Show HN: I AI-coded a tower defense game and documented the whole process

Game impressions & mechanics

  • Commenters find the tower defense game “very cool,” addictive, and visually polished; the rewind-time mechanic draws comparisons to “Edge of Tomorrow.”
  • Suggestions include adding a level editor and UGC-sharing on platforms like Reddit.
  • Players note short length and ask for more content. A small tutorial bug is reported but not reproducible.
  • Some users struggle with energy management; the key tip is to use rewind very sparingly to afford early towers.

Use of AI in development

  • The project is seen as a strong real-world example of AI-assisted coding, especially because prompts and process are documented.
  • Several developers report similar experiences: AI is excellent at boilerplate, wiring up new frameworks/libraries, and quickly exploring unfamiliar tech.
  • Others describe AI as a “junior dev in the driver seat”: fast, but requiring constant supervision and correctness checks.

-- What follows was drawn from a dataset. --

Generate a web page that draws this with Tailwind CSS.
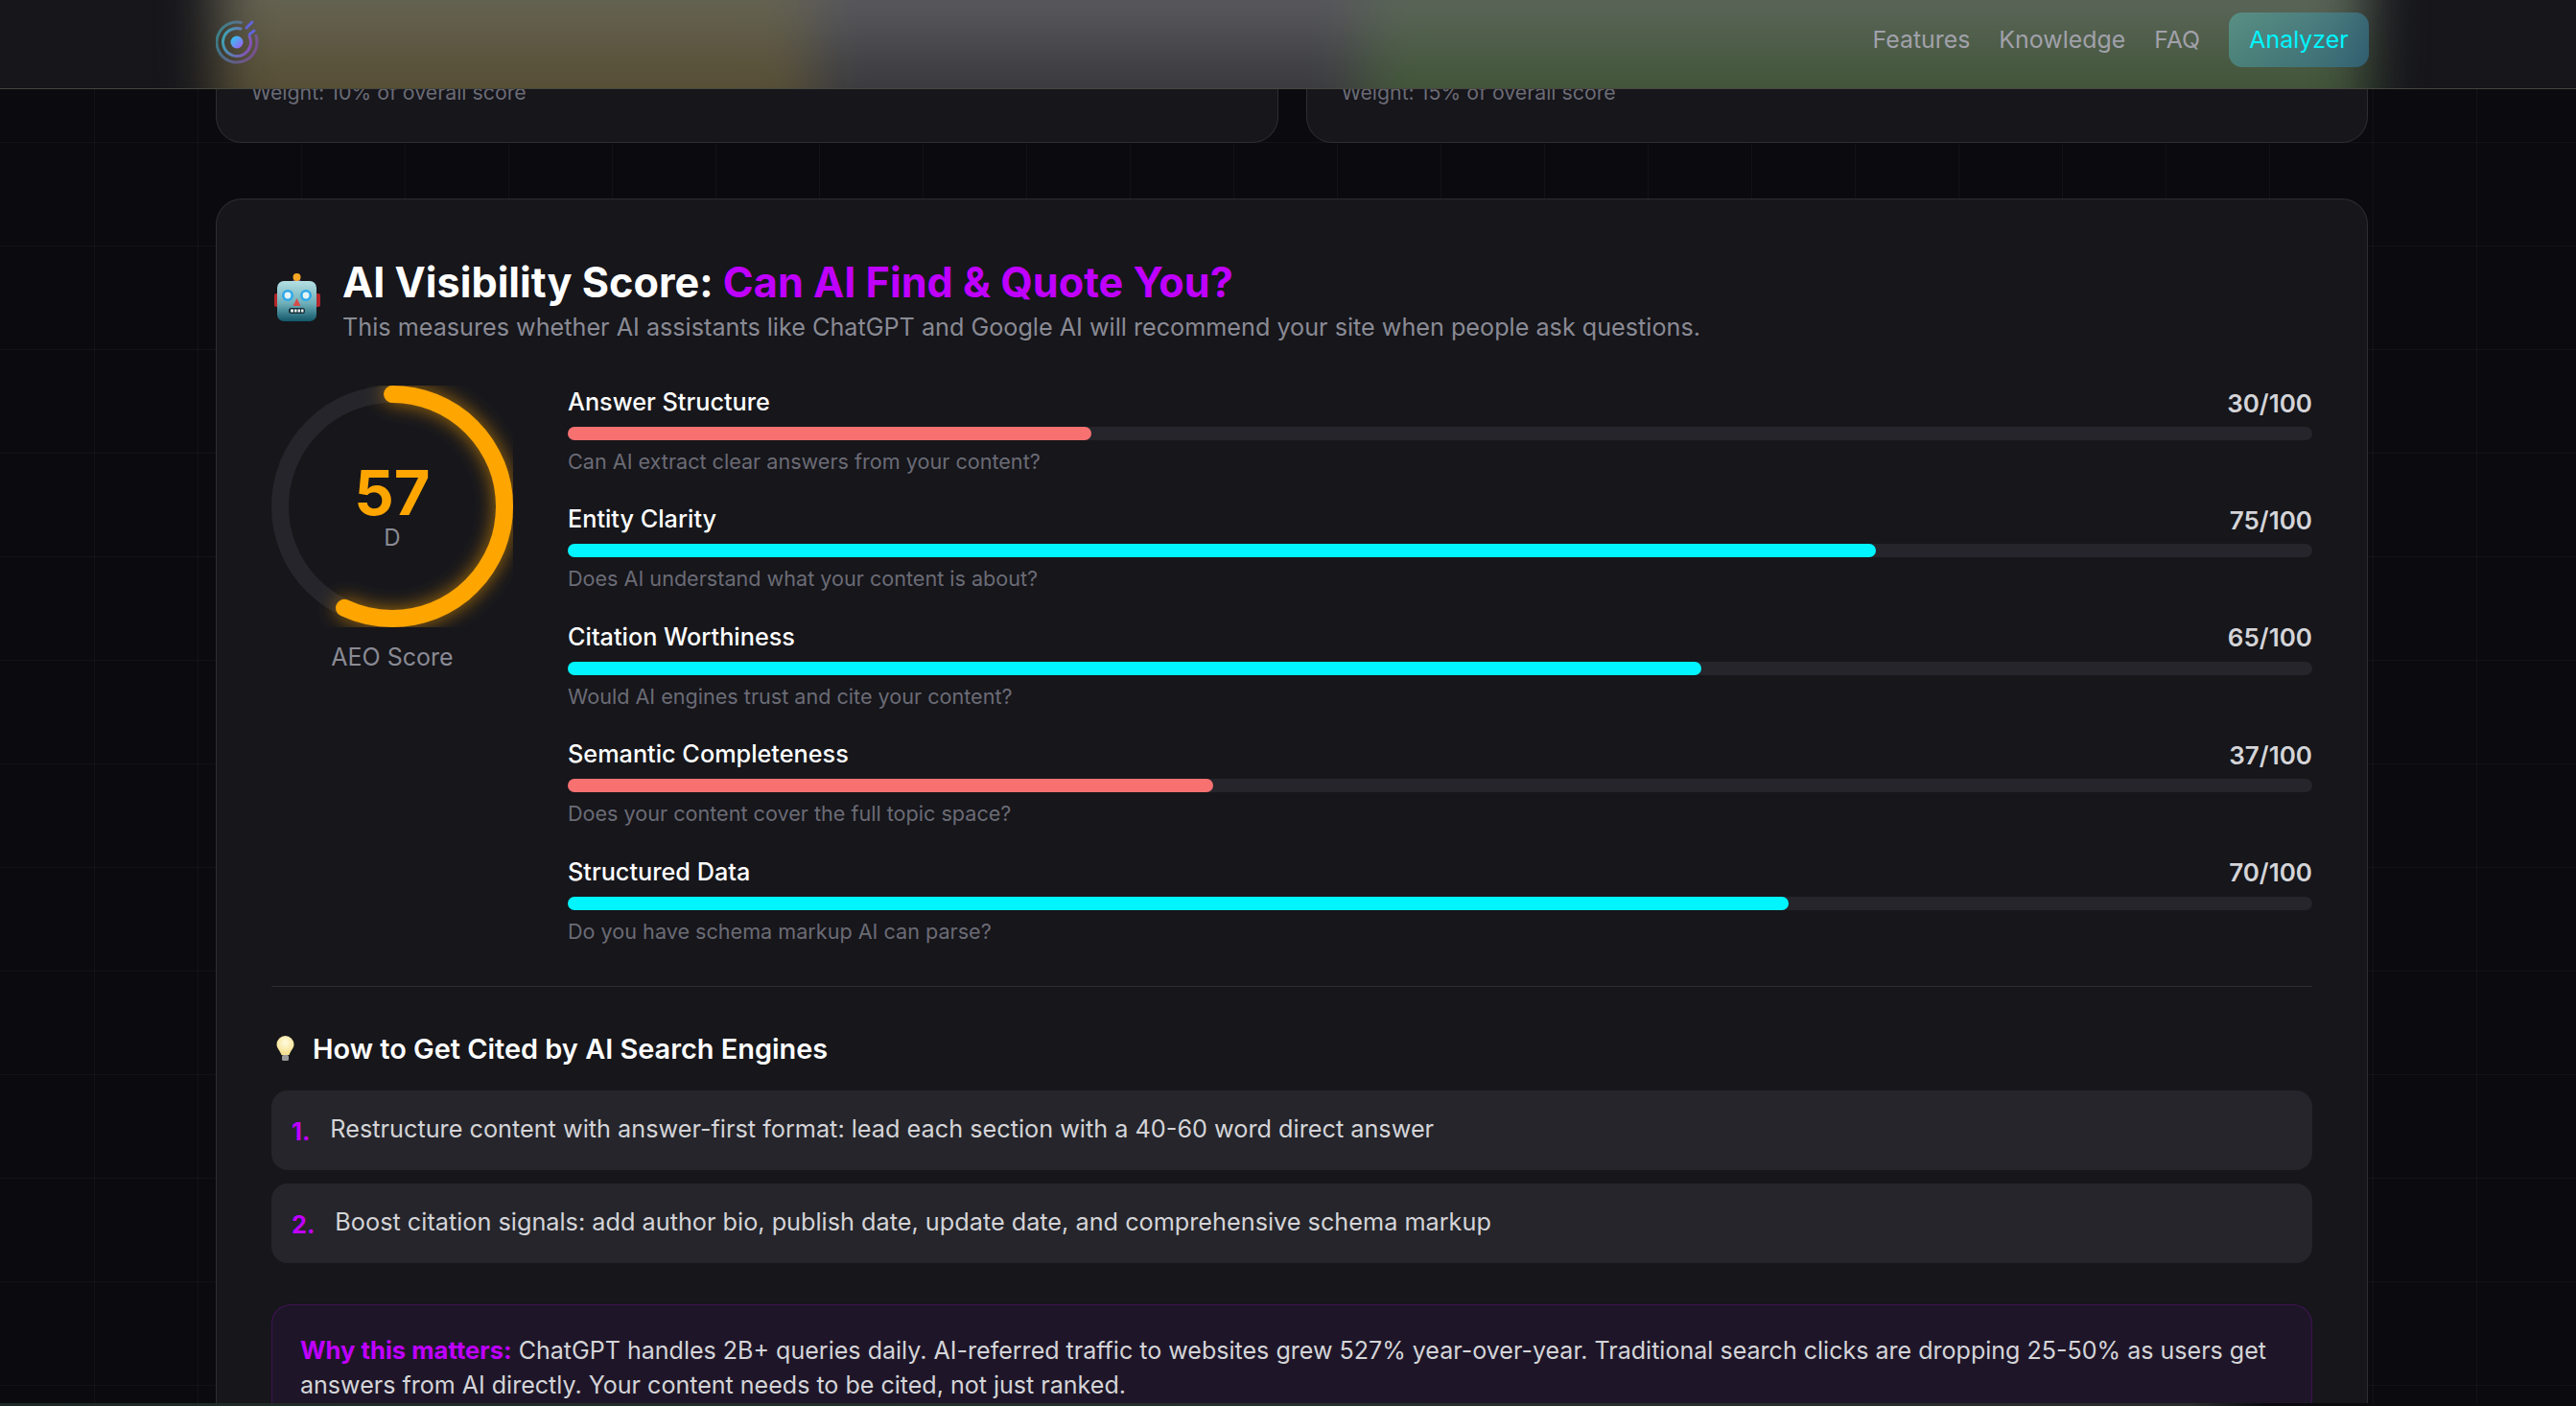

Prompting, workflow, and “vibe coding”

  • Effective workflows emphasize: clear high-level goals, breaking work into many small tasks, and giving architectural guidance.
  • Some treat AI as a spec/PRD generator (“vibe speccing”) or even ask it to write “scientific papers” describing intended systems before coding.
  • There is disagreement over whether “prompt engineering” is a real skill or just good communication and domain expertise by another name.

Productivity claims and skepticism

  • Enthusiasts report dramatic speedups (up to “100x”) on greenfield or exploratory work, particularly for indie games and one-off tools.
  • Skeptics argue those numbers are exaggerated; they see modest gains (e.g., 10–20 minutes saved per hour) and note that thinking, alignment, and review dominate time.
  • Debate centers on: when reviewing/fixing AI code is slower than just writing it, and how much value experts truly gain.

Tooling and costs

  • Tools mentioned: Cursor (with Claude), Augment Code (praised for context on larger codebases but called unreliable and pricey), JetBrains with Claude integration, Claude Code, Gemini, and others.
  • The author used flat-rate subscriptions rather than per-token billing and estimates 25–30 hours of total work.

Limitations, bugs, and tricky cases

  • Multiple examples show AI struggling with subtle front-end issues (mobile text inputs, CSS layout, htmx integration) and modern APIs, often hallucinating or looping.
  • Commenters stress the need to restart chats, narrow scope, and sometimes fall back to manual debugging and domain knowledge.

Project history & transparency

  • Large initial commit is explained by early days without version control; prompts were reconstructed later from tool histories.
  • Several readers appreciate checking in prompts for traceability, reproducibility, and as a learning resource.